From this graph the data on flight delays is a lot more clear. While their overall delay rates where higher, At all 5 cities Alaska performs better than both the city average and AM West. In other words, if you were to fly to one of these cities, choosing Alaska would would ensure that your rate of delays are significantly lower than the city average. This is even true in cities like Seattle and San Francisco where they have a higher volume of operated flights compared to AM West.

Explaining the discrepancy

The overall rates that are misleading is the result of volume discrepancy when it comes to AM west among the 5 cities. In this example, Phoenix has 5,255 flights operated by AM WEST with a relatively low 7.89 percentage delay rate while their delay rates across the other 4 cities lie around 15 - 20 percent. AM WEST’s volume going to phoenix counts for 78 percent of the total volume and therefore contributes significantly to their overall delay rates bringing it down.
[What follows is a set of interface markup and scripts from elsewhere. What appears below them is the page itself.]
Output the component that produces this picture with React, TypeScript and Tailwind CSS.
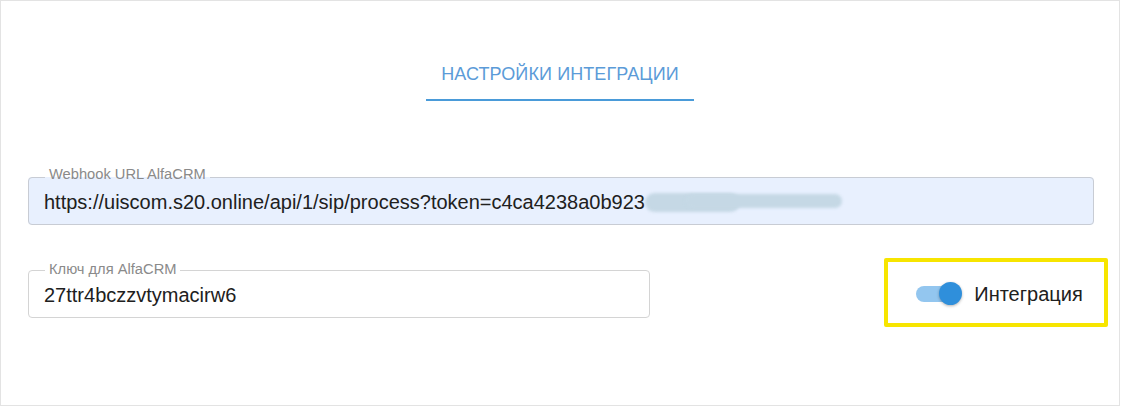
import React from "react";

export default function App() {
  return (
    <div
      className="w-[1121px] h-[407px] bg-white"
      style={{ fontFamily: '"Liberation Sans", Arial, sans-serif' }}
    >
      <div className="w-[1120px] h-[406px] border border-[#e3e3e3] bg-white flex flex-col pl-[27px] pr-[25px]">
        <div className="flex justify-center pt-[63px] pr-[2px]">
          <div className="w-[268px] flex flex-col items-center">
            <div className="text-[18px] leading-[20px] text-[#5b9bd8] tracking-[0.1px]">
              НАСТРОЙКИ ИНТЕГРАЦИИ
            </div>
            <div className="mt-[15px] w-full h-[2px] bg-[#4a9bd9]" />
          </div>
        </div>

        <fieldset className="mt-[69px] h-[55px] border border-[#c8ccd4] rounded-[4px] bg-[#e8f0fe] px-[15px]">
          <legend className="ml-[1px] px-[4px] text-[14.7px] leading-[14px] text-[#8a8a8a]">
            <span className="relative top-[-3px]">Webhook URL AlfaCRM</span>
          </legend>
          <div className="pt-[8px] flex items-start text-[20px] leading-[20px] text-[#202020]">
            <span>https://uiscom.s20.online/api/1/sip/process?token=c4ca4238a0b923</span>
            <div className="relative mt-[1px] w-[197px] h-[19px]">
              <div className="absolute left-0 top-0 w-[95px] h-[19px] rounded-full bg-[#c5d8e5] blur-[1.5px]" />
              <div className="absolute left-[40px] top-[1px] w-[157px] h-[14px] rounded-full bg-[#c5d8e5] blur-[1.5px]" />
            </div>
          </div>
        </fieldset>

        <div className="mt-[38px] flex items-start">
          <fieldset className="w-[622px] h-[55px] border border-[#d4d4d4] rounded-[4px] bg-white px-[15px]">
            <legend className="ml-[1px] px-[4px] text-[14.7px] leading-[14px] text-[#8a8a8a]">
              <span className="relative top-[-1px]">Ключ для AlfaCRM</span>
            </legend>
            <div className="pt-[8px] text-[20px] leading-[20px] text-[#202020]">
              27ttr4bczzvtymacirw6
            </div>
          </fieldset>

          <div className="ml-auto mr-[-14px] mt-[-5px] w-[224px] h-[69px] border-[4px] border-[#f7e500] rounded-[2px] flex items-center justify-center gap-[12px] pl-[7px] pt-[2px]">
            <div className="relative w-[46px] h-[23px] flex items-center">
              <div className="w-[40px] h-[16px] rounded-full bg-[#93c6ef]" />
              <div className="absolute right-0 top-0 w-[23px] h-[23px] rounded-full bg-[#2f8fdb] shadow-[0_1px_3px_rgba(0,0,0,0.3)]" />
            </div>
            <span className="text-[20px] leading-[20px] text-[#202020]">Интеграция</span>
          </div>
        </div>
      </div>
    </div>
  );
}
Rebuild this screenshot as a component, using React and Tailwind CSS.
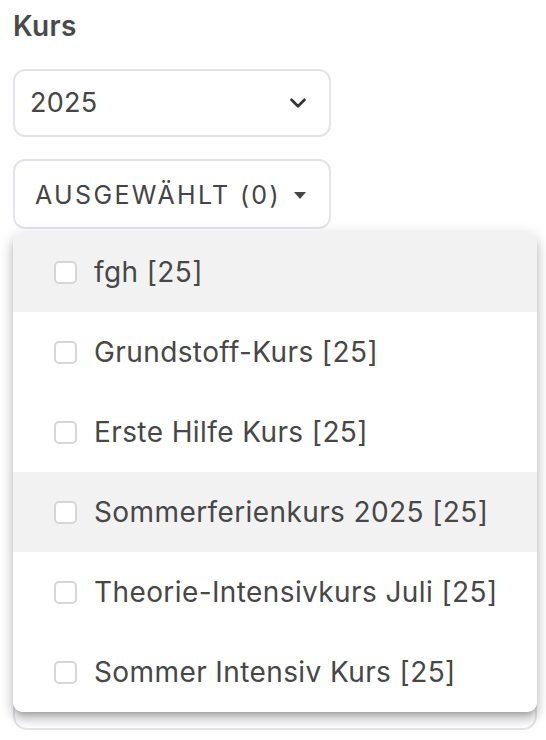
import React from "react";

const items = [
  { label: "fgh [25]", hl: true },
  { label: "Grundstoff-Kurs [25]" },
  { label: "Erste Hilfe Kurs [25]" },
  { label: "Sommerferienkurs 2025 [25]", hl: true },
  { label: "Theorie-Intensivkurs Juli [25]" },
  { label: "Sommer Intensiv Kurs [25]" },
];

export default function App() {
  return (
    <div
      className="relative w-[546px] h-[740px] overflow-hidden bg-white text-[#474747]"
      style={{ fontFamily: "Inter, 'Open Sans', sans-serif" }}
    >
      <div className="pl-[13px] pt-[6px] flex flex-col">
        <div className="text-[28px] font-semibold leading-[40px] tracking-[0.3px] text-[#4a4a4a]">Kurs</div>
        <div className="mt-[23px] w-[318px] h-[68px] rounded-[12px] border-2 border-[#e2e5ea] flex items-center justify-between pl-[15px] pr-[18px]">
          <span className="text-[27px] tracking-[0.3px] text-[#454545]">2025</span>
          <svg width="26" height="26" viewBox="0 0 24 24" fill="none" stroke="#333" strokeWidth="2.4" strokeLinecap="round" strokeLinejoin="round">
            <path d="M6 9l6 6 6-6" />
          </svg>
        </div>
        <div className="mt-[22px] w-[318px] h-[70px] rounded-[12px] border-2 border-[#e2e5ea] flex items-center pl-[20px] pt-[3px]">
          <span className="text-[25px] tracking-[2.35px] text-[#444]">AUSGEWÄHLT (0)</span>
          <svg className="ml-[12px]" width="14" height="10" viewBox="0 0 14 10">
            <path d="M1 1h12L7 8z" fill="#444" />
          </svg>
        </div>
        <div className="mt-[22px] w-[524px] h-[479px] rounded-[14px] border-2 border-[#e2e5ea]" />
      </div>

      <div className="absolute left-[13px] top-[232px] w-[524px] bg-white rounded-[10px] overflow-hidden shadow-[0_5px_5px_-3px_rgba(0,0,0,0.2),0_8px_10px_1px_rgba(0,0,0,0.14),0_3px_14px_2px_rgba(0,0,0,0.12)]">
        {items.map((it, i) => (
          <div
            key={i}
            className={`h-[80px] flex items-center pl-[41px] ${it.hl ? "bg-[#f2f2f2]" : "bg-white"}`}
          >
            <span className="w-[23px] h-[23px] rounded-[5px] border-2 border-[#d6d6d6] bg-white shrink-0" />
            <span className="ml-[17px] text-[28px] tracking-[0.4px] text-[#474747]">{it.label}</span>
          </div>
        ))}
      </div>
    </div>
  );
}
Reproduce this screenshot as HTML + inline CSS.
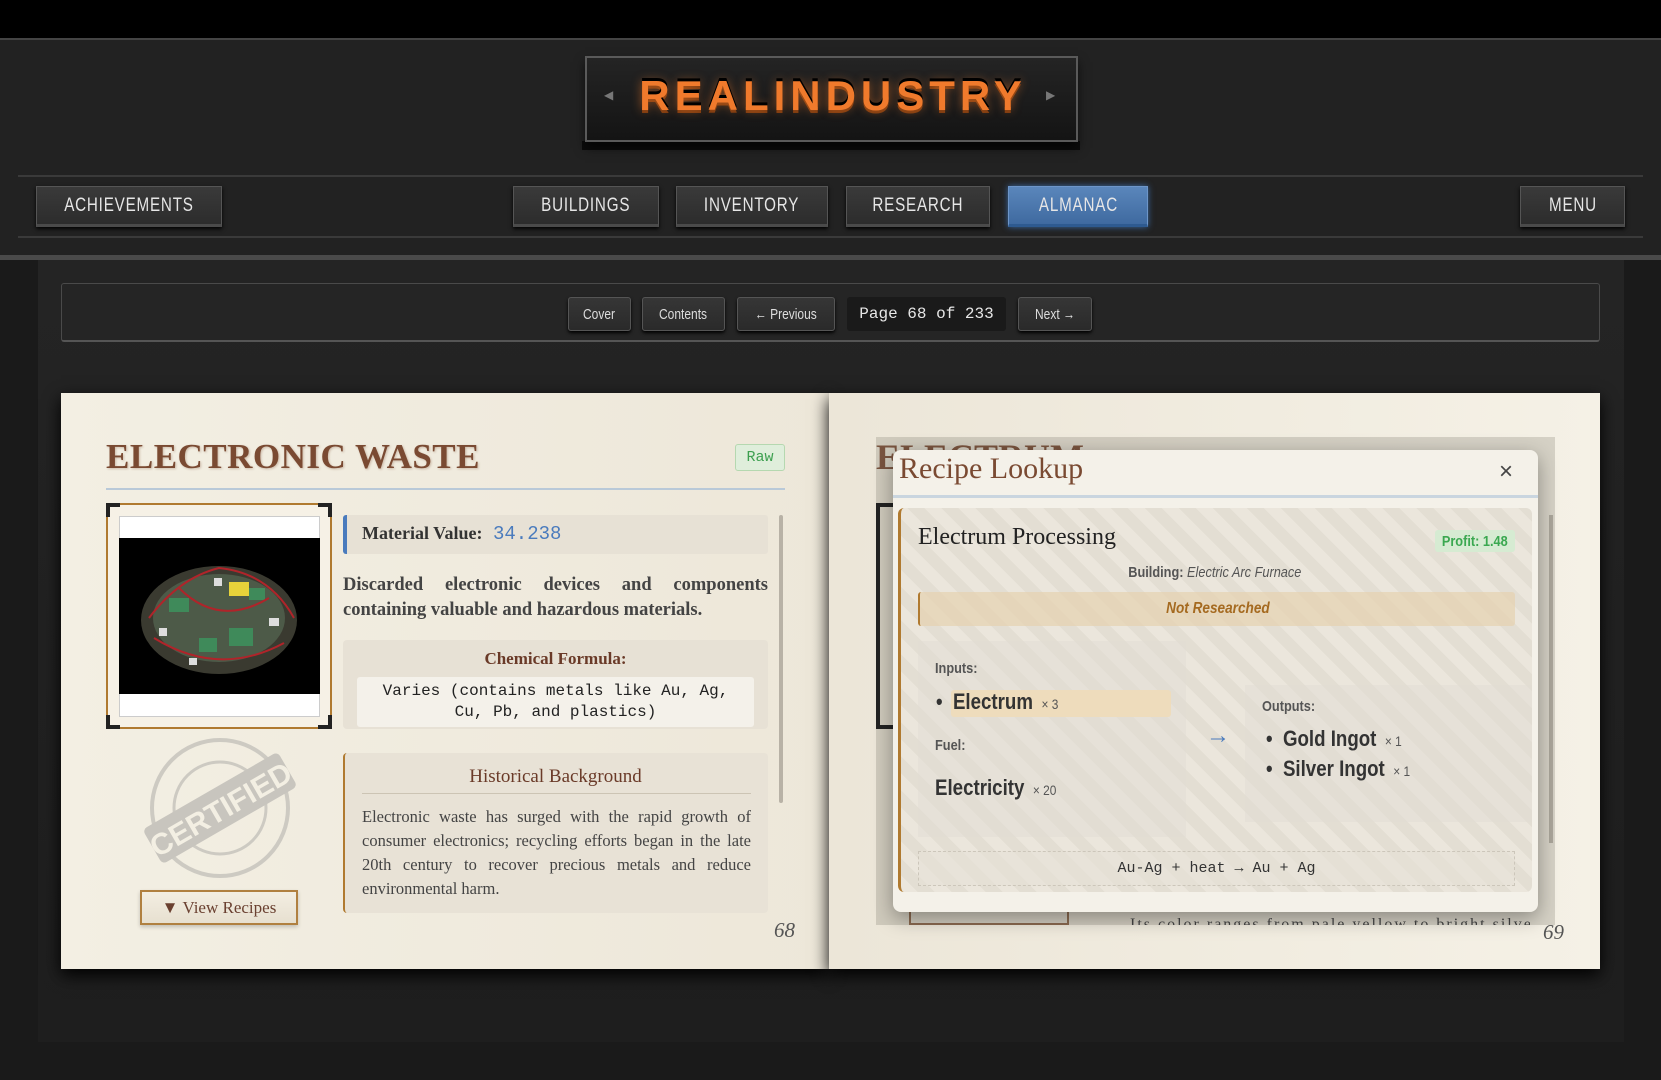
<!DOCTYPE html>
<html><head><meta charset="utf-8"><style>
*{margin:0;padding:0;box-sizing:border-box}
body{width:1661px;height:1080px;background:#1a1a1a;position:relative;overflow:hidden;font-family:"Liberation Sans",sans-serif}
.a{position:absolute}
.nb{position:absolute;top:186px;height:41px;background:linear-gradient(#3a3a3a,#2c2c2c);border:1px solid #555;border-bottom:3px solid #4a4a4a;color:#e6e6e6;font-size:19px;letter-spacing:1px;display:flex;align-items:center;justify-content:center;box-shadow:0 2px 4px #000}
.nb span,.tb span{display:inline-block;transform:scaleX(.8)}
.tb{position:absolute;top:297px;height:34px;background:linear-gradient(#363636,#2a2a2a);border:1px solid #555;border-radius:3px;color:#ddd;font-size:15px;display:flex;align-items:center;justify-content:center;box-shadow:0 2px 3px #000;white-space:nowrap}
.serif{font-family:"Liberation Serif",serif}
.cond{transform:scaleX(.85);transform-origin:left center;white-space:nowrap}
.mono{font-family:"Liberation Mono",monospace}
</style></head><body>
<div class="a" style="left:0;top:0;width:1661px;height:38px;background:#000"></div>
<div class="a" style="left:0;top:38px;width:1661px;height:219px;background:#222;border-top:2px solid #444"></div>
<div class="a" style="left:582px;top:141px;width:498px;height:9px;background:#0c0c0c"></div>
<div class="a" style="left:585px;top:56px;width:493px;height:86px;background:linear-gradient(#242424,#141414);border:2px solid #5a5a5a;box-shadow:0 6px 10px rgba(0,0,0,.6)"></div>
<div class="a" style="left:604px;top:88px;color:#777;font-size:12px">◀</div>
<div class="a" style="left:1046px;top:88px;color:#777;font-size:12px">▶</div>
<div class="a" style="left:628px;top:72px;width:410px;text-align:center;font-weight:bold;font-size:42px;letter-spacing:5px;color:#f07a2c;text-shadow:0 -3px 0 #000,0 0 10px rgba(240,120,40,.6),0 3px 0 #7a3a10">REALINDUSTRY</div>
<div class="a" style="left:18px;top:175px;width:1625px;height:2px;background:#3a3a3a"></div>
<div class="a" style="left:18px;top:236px;width:1625px;height:2px;background:#3a3a3a"></div>
<div class="nb" style="left:36px;width:186px"><span>ACHIEVEMENTS</span></div>
<div class="nb" style="left:513px;width:146px"><span>BUILDINGS</span></div>
<div class="nb" style="left:676px;width:152px"><span>INVENTORY</span></div>
<div class="nb" style="left:846px;width:144px"><span>RESEARCH</span></div>
<div class="nb" style="left:1008px;width:140px;background:linear-gradient(#5a86bb,#3f6aa0);border-color:#6d95c8;border-bottom-color:#2e5a90;box-shadow:0 0 6px #3b6aa5"><span>ALMANAC</span></div>
<div class="nb" style="left:1520px;width:105px"><span>MENU</span></div>
<div class="a" style="left:0;top:255px;width:1661px;height:5px;background:#4a4a4a"></div>
<div class="a" style="left:38px;top:260px;width:1586px;height:782px;background:linear-gradient(#242424,#1e1e1e)"></div>
<div class="a" style="left:61px;top:283px;width:1539px;height:59px;background:#252525;border:1px solid #4a4a4a;border-bottom:2px solid #555;border-radius:3px"></div>
<div class="tb" style="left:568px;width:63px"><span>Cover</span></div>
<div class="tb" style="left:642px;width:83px"><span>Contents</span></div>
<div class="tb" style="left:737px;width:98px"><span>← Previous</span></div>
<div class="a mono" style="left:847px;top:297px;width:159px;height:34px;background:#1a1a1a;border-radius:3px;color:#e6e6e6;font-size:16px;display:flex;align-items:center;justify-content:center">Page 68 of 233</div>
<div class="tb" style="left:1018px;width:74px"><span>Next →</span></div>
<div class="a" style="left:61px;top:393px;width:768px;height:576px;background:linear-gradient(90deg,#f3efe3,#ede7d9);box-shadow:0 6px 16px #000"></div>
<div class="a" style="left:829px;top:393px;width:771px;height:576px;background:linear-gradient(90deg,#ece6d8,#f5f1e6);box-shadow:0 6px 16px #000"></div>
<div class="a serif" style="left:106px;top:437px;font-size:35px;font-weight:bold;color:#7a4a32;letter-spacing:0.5px;text-shadow:1px 1px 2px rgba(120,70,40,.3)">ELECTRONIC WASTE</div>
<div class="a mono" style="left:735px;top:444px;width:50px;height:27px;background:#dfeedb;border:1px solid #b5d8b0;border-radius:3px;color:#3da050;font-size:15px;display:flex;align-items:center;justify-content:center">Raw</div>
<div class="a" style="left:106px;top:488px;width:679px;height:2px;background:#b9c9d8"></div>
<div class="a" style="left:106px;top:503px;width:226px;height:226px;border:2px solid #b07a30;background:#f6f1e6"></div>
<div class="a" style="left:106px;top:503px;width:14px;height:14px;border-left:4px solid #222;border-top:4px solid #222"></div>
<div class="a" style="left:318px;top:503px;width:14px;height:14px;border-right:4px solid #222;border-top:4px solid #222"></div>
<div class="a" style="left:106px;top:715px;width:14px;height:14px;border-left:4px solid #222;border-bottom:4px solid #222"></div>
<div class="a" style="left:318px;top:715px;width:14px;height:14px;border-right:4px solid #222;border-bottom:4px solid #222"></div>
<div class="a" style="left:119px;top:516px;width:201px;height:201px;background:#fff;border:1px solid #ccc"></div>
<div class="a" style="left:119px;top:538px;width:201px;height:156px;background:#000"></div>
<svg class="a" style="left:119px;top:538px" width="201" height="156"><ellipse cx="100" cy="82" rx="78" ry="54" fill="#3a3a30"/><ellipse cx="100" cy="80" rx="66" ry="44" fill="#4d5a48"/><g fill="#3f8a5a"><rect x="50" y="60" width="20" height="14"/><rect x="110" y="90" width="24" height="18"/><rect x="80" y="100" width="18" height="14"/><rect x="130" y="50" width="16" height="12"/></g><rect x="110" y="44" width="20" height="14" fill="#e6d23a"/><g fill="#ddd"><rect x="40" y="90" width="8" height="8"/><rect x="150" y="80" width="10" height="8"/><rect x="95" y="40" width="8" height="8"/><rect x="70" y="120" width="8" height="7"/></g><path d="M30 80 Q60 40 100 30 Q150 35 175 80 M35 100 Q100 140 165 105 M60 50 Q100 90 150 60" stroke="#b0242a" stroke-width="2" fill="none"/></svg>
<svg class="a" style="left:140px;top:730px" width="160" height="160"><circle cx="80" cy="78" r="68" fill="none" stroke="#cdcac2" stroke-width="4"/><circle cx="80" cy="78" r="46" fill="none" stroke="#cdcac2" stroke-width="3"/><g transform="rotate(-30 80 78)"><rect x="2" y="58" width="156" height="40" rx="5" fill="#c8c5be"/><text x="80" y="90" text-anchor="middle" font-family="Liberation Sans" font-weight="bold" font-size="30" fill="#f3efe3">CERTIFIED</text></g></svg>
<div class="a serif" style="left:140px;top:890px;width:158px;height:35px;border:2px solid #b08040;background:linear-gradient(#f3eee2,#e7e0d0);color:#6a4030;font-size:17px;display:flex;align-items:center;justify-content:center;box-shadow:0 2px 4px rgba(0,0,0,.2)">▼ View Recipes</div>
<div class="a" style="left:343px;top:515px;width:425px;height:39px;background:#e7e1d5;border-left:4px solid #4a7bbd;border-radius:3px"></div>
<div class="a serif" style="left:362px;top:523px;font-size:18px;font-weight:bold;color:#333">Material Value: <span class="mono" style="color:#4a7bbd;font-weight:normal;font-size:19px;margin-left:6px">34.238</span></div>
<div class="a serif" style="left:343px;top:573px;width:425px;font-size:18.5px;line-height:25px;color:#444;text-align:justify;font-weight:bold">Discarded electronic devices and components containing valuable and hazardous materials.</div>
<div class="a" style="left:343px;top:640px;width:425px;height:89px;background:#e7e1d5;border-radius:4px"></div>
<div class="a serif" style="left:343px;top:649px;width:425px;text-align:center;font-size:17px;color:#6a3a28;font-weight:bold">Chemical Formula:</div>
<div class="a mono" style="left:357px;top:677px;width:397px;height:50px;background:#f4f1ea;border-radius:3px;font-size:16px;line-height:21px;text-align:center;color:#222;padding-top:4px">Varies (contains metals like Au, Ag,<br>Cu, Pb, and plastics)</div>
<div class="a" style="left:343px;top:753px;width:425px;height:160px;background:#e8e2d6;border-left:2px solid #b07a30;border-radius:4px"></div>
<div class="a serif" style="left:343px;top:766px;width:425px;text-align:center;font-size:19px;color:#6a3a28">Historical Background</div>
<div class="a" style="left:362px;top:793px;width:389px;height:1px;background:#ccc4b4"></div>
<div class="a serif" style="left:362px;top:805px;width:389px;font-size:16.5px;line-height:24px;color:#444;text-align:justify">Electronic waste has surged with the rapid growth of consumer electronics; recycling efforts began in the late 20th century to recover precious metals and reduce environmental harm.</div>
<div class="a" style="left:779px;top:515px;width:4px;height:288px;background:#b8b2a6;border-radius:2px"></div>
<div class="a serif" style="left:774px;top:918px;font-size:21px;font-style:italic;color:#555">68</div>
<div class="a serif" style="left:876px;top:436px;font-size:36px;font-weight:bold;color:#7a4a32">ELECTRUM</div>
<div class="a" style="left:876px;top:437px;width:679px;height:488px;background:rgba(120,115,105,.25)"></div>
<div class="a" style="left:876px;top:503px;width:20px;height:226px;border:4px solid #222;border-right:none"></div>
<div class="a" style="left:1549px;top:515px;width:4px;height:328px;background:#aaa59a"></div>
<div class="a" style="left:909px;top:900px;width:160px;height:25px;border:2px solid #8a6a50;border-top:none"></div>
<div class="a serif" style="left:1130px;top:916px;font-size:16px;color:#444;letter-spacing:2px;height:9px;overflow:hidden;width:400px;white-space:nowrap">Its color ranges from pale yellow to bright silver</div>
<div class="a serif" style="left:1543px;top:920px;font-size:21px;font-style:italic;color:#555">69</div>
<div class="a" style="left:893px;top:450px;width:645px;height:462px;background:#f4f1e9;border-radius:8px;box-shadow:0 6px 20px rgba(0,0,0,.35)"></div>
<div class="a serif" style="left:899px;top:452px;font-size:30px;color:#7a4a32">Recipe Lookup</div>
<div class="a" style="left:1499px;top:458px;font-size:24px;color:#444">×</div>
<div class="a" style="left:893px;top:495px;width:645px;height:3px;background:#c9d5df"></div>
<div class="a" style="left:898px;top:508px;width:634px;height:384px;border-left:3px solid #b07a30;border-radius:6px;background:repeating-linear-gradient(45deg,#ebe6dc 0 12px,#e3ded3 12px 24px)"></div>
<div class="a serif" style="left:918px;top:524px;font-size:24px;color:#222">Electrum Processing</div>
<div class="a" style="left:1435px;top:530px;width:80px;height:22px;background:#d6ebd2;border-radius:3px;color:#3aa850;font-size:15px;font-weight:bold;display:flex;align-items:center;justify-content:center"><span style="display:inline-block;transform:scaleX(.85)">Profit: 1.48</span></div>
<div class="a" style="left:898px;top:564px;width:634px;text-align:center;font-size:15px;color:#555"><span style="display:inline-block;transform:scaleX(.85)"><b>Building:</b> <i>Electric Arc Furnace</i></span></div>
<div class="a" style="left:918px;top:592px;width:597px;height:34px;background:rgba(230,210,175,.7);border-left:2px solid #b07a30;border-radius:3px;color:#a56a20;font-size:16px;font-weight:bold;font-style:italic;display:flex;align-items:center;justify-content:center"><span style="display:inline-block;transform:scaleX(.85)">Not Researched</span></div>
<div class="a" style="left:918px;top:641px;width:268px;height:196px;background:rgba(225,220,210,.45)"></div>
<div class="a cond" style="left:935px;top:660px;font-size:15px;color:#555;font-weight:bold">Inputs:</div>
<div class="a" style="left:951px;top:690px;width:220px;height:27px;background:#eedcbc;border-radius:3px"></div>
<div class="a cond" style="left:936px;top:689px;font-size:22px;color:#333;font-weight:bold">•&nbsp; Electrum <span style="font-size:14px;font-weight:normal;color:#555">&nbsp;× 3</span></div>
<div class="a cond" style="left:935px;top:737px;font-size:15px;color:#555;font-weight:bold">Fuel:</div>
<div class="a cond" style="left:935px;top:775px;font-size:22px;color:#333;font-weight:bold">Electricity <span style="font-size:14px;font-weight:normal;color:#555">&nbsp;× 20</span></div>
<div class="a" style="left:1206px;top:722px;font-size:24px;color:#4a7bbd;font-weight:bold">→</div>
<div class="a" style="left:1245px;top:685px;width:287px;height:137px;background:rgba(225,220,210,.45)"></div>
<div class="a cond" style="left:1262px;top:698px;font-size:15px;color:#555;font-weight:bold">Outputs:</div>
<div class="a cond" style="left:1266px;top:725px;font-size:22px;color:#333;font-weight:bold;line-height:27px">•&nbsp; Gold Ingot <span style="font-size:14px;font-weight:normal;color:#555">&nbsp;× 1</span><br>•&nbsp; Silver Ingot <span style="font-size:14px;font-weight:normal;color:#555">&nbsp;× 1</span></div>
<div class="a mono" style="left:918px;top:851px;width:597px;height:35px;border:1px dashed #ccc6ba;background:rgba(230,225,215,.6);font-size:15px;color:#333;display:flex;align-items:center;justify-content:center">Au-Ag + heat → Au + Ag</div>
</body></html>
On the other hand Alaska’s delay rate for its highest volume city Seattle with 2146 flights is on the higher end of its average delay rates across cities. Even though its lower than the AM west volume discrepancy, it accounts for 567 percent of all of Alaska’s flights, using their overall rate of delay higher

Conclusion

When analyzing data its important to consider groupings of variables that might be affecting your results. This data set is a good example for understanding the Simpsons paradox where the relationship between variables reverse or disappear when grouped using another variable.